At the time, the school had one teacher, one adjunct member, and two music majors. Story built the entire curriculum and program from where it was in 1997 to where it is today.

“I think it was my brain child because I had the opportunity to develop this program as it is today,” he said.

“I had the support of the administration to allow me to be creative in creating curriculum for the Vol State music department,” he said.

When Story started working at Vol State, there was no recording studio, so any recording projects had to be done outside the school. Eventually, the school renovated Pickel Field House for more music space and built a recording studio in the Ramer Administration Building.

“We were promised a new humanities building in 1999, and we waited this long just to get a new humanities building with a lot of space and practice rooms,” he said.

“I couldn’t retire until I saw the new building.”

Story worked in the public schools for 19 years and at Vol State for 21 years.

Story is also involved in music outside Vol State. He has conducted several community theater productions, several band and choral association events and the choir and orchestra at his church.

He also has a jazz ensemble called 2nd Story Rhythm that gets together to have fun and play for local parties.

Story mentioned Duke Ellington, Billie Holiday and Louis Armstrong as some of his musical inspirations.

“They made an indelible impression on music history and they were successful before black artists were popular to be successful in the business because they had to go through racism and they had to go through their struggles going to the back door and things of that sort, prejudicial things. In spite of all the socio-economic things they had to go through, they rose to the top, and they were successful in their field,” he said.

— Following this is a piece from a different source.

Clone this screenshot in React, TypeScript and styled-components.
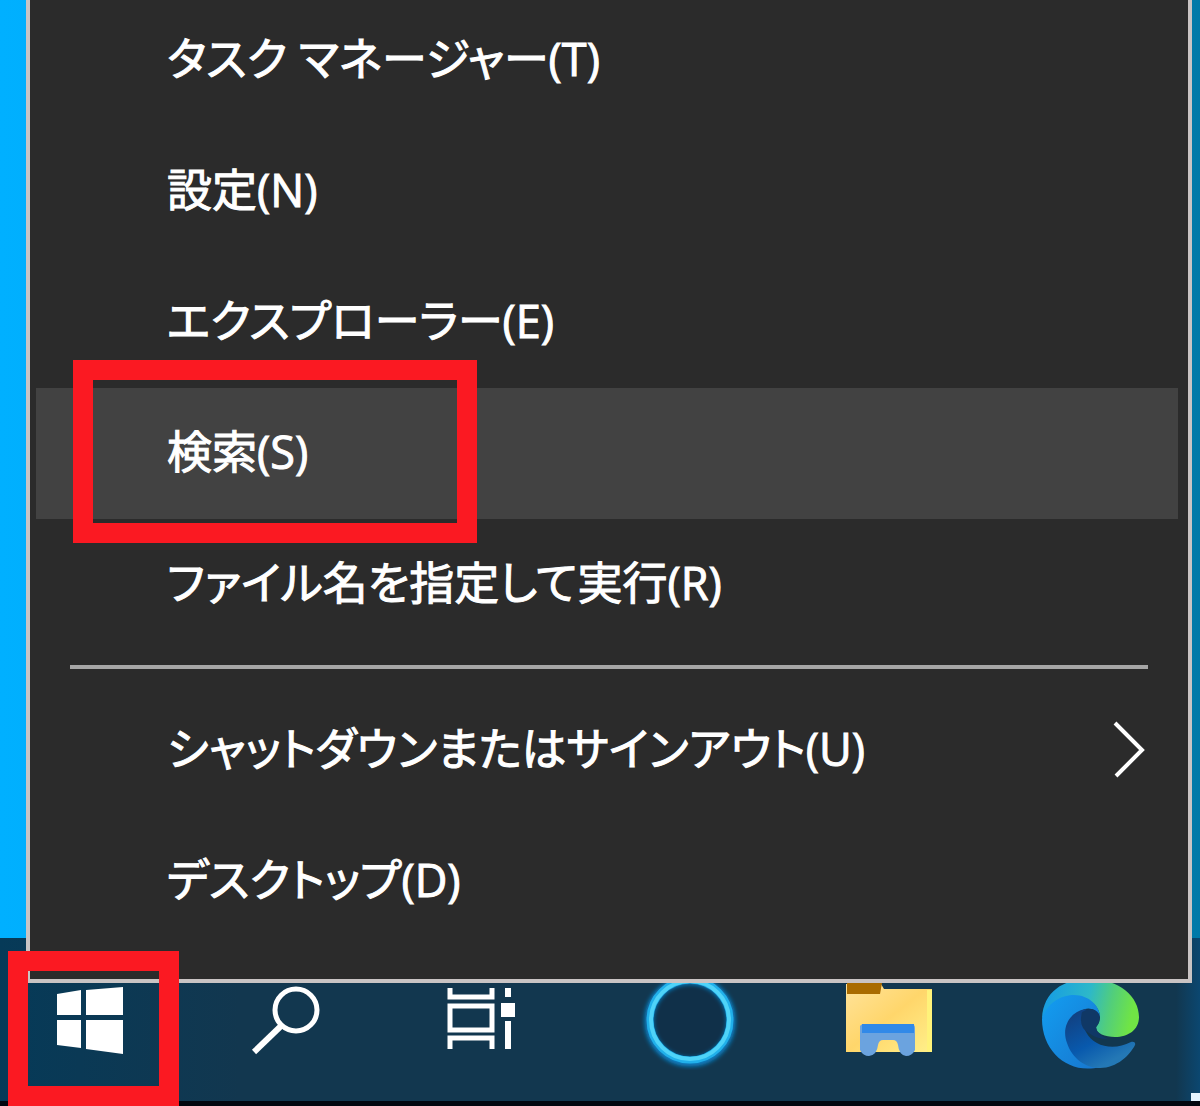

Story said he still has a lot of hopes and dreams. His church choir has been invited to perform at Carnegie Hall in December. He said the honor of getting to conduct or perform on that stage would be a huge bucket list item.

He also looks forward to taking the things he’s learned about producing Vol State projects and producing some individual recording projects in the coming years.

“Retirement is pretty much a misnomer to me. A retirement from education is just me taking what I’ve learned over the last 40 years and redirecting those energies and reinventing music on a different level than K through higher ed,” he said.

“I don’t look at it as resting. I look at it as reinventing,” Story said.

Story said that seeing how students perform in live venues and the studio is what he will miss most about teaching at Vol State.

“I’ll miss that part to see students develop their natural abilities behind a microphone or to see how they perform on the stage of the shows that we’ve done. There’s just nothing better than live performances or seeing that recording process from the beginning to the end,” he said.

Appreciation for Story’s service has also come from outside Vol State. In 2015, he was nominated by the Grammy Foundation for the Music Educator Award. Out of 7,000 applicants, he ended up in the top 25.

“That was a cool recognition,” he said.

Story mentioned several student successes he has had. He had a student place in American Idol, one who sings background vocals for The Voice, students who are orchestra leaders around the world, students who are on the road as professional musicians, and students who are church musicians.

“I’ve had a lot of successes with former students being successful in the musical field,” he said.

“You know it just makes me happy,” he said.

 

LESSONS FROM STORY

Be prepared. Be prepared to inspire a generation of young people that may not know the discipline of what it takes to be a musician.

Be prepared to exert a lot of physical energy in sharing your passion.

Be prepared for endless and selfless time of selflessness on your part because it takes a lot of work to inspire and be successful in music. It takes a lot of energy.

Be prepared for failures.

Be prepared to experience the highest level of creativity when your group does the best job they can.

A lot of the teachers go into music education with all these grandiose ideals of what music teaching is and you gotta stay with it because music education is not an overnight success.It’s not an “everybody wins” type of game for music teachers.You win by hard work and stick-to-it-iveness and sharing your passion and encouraging and inspiring and sometimes those things may take 40 years.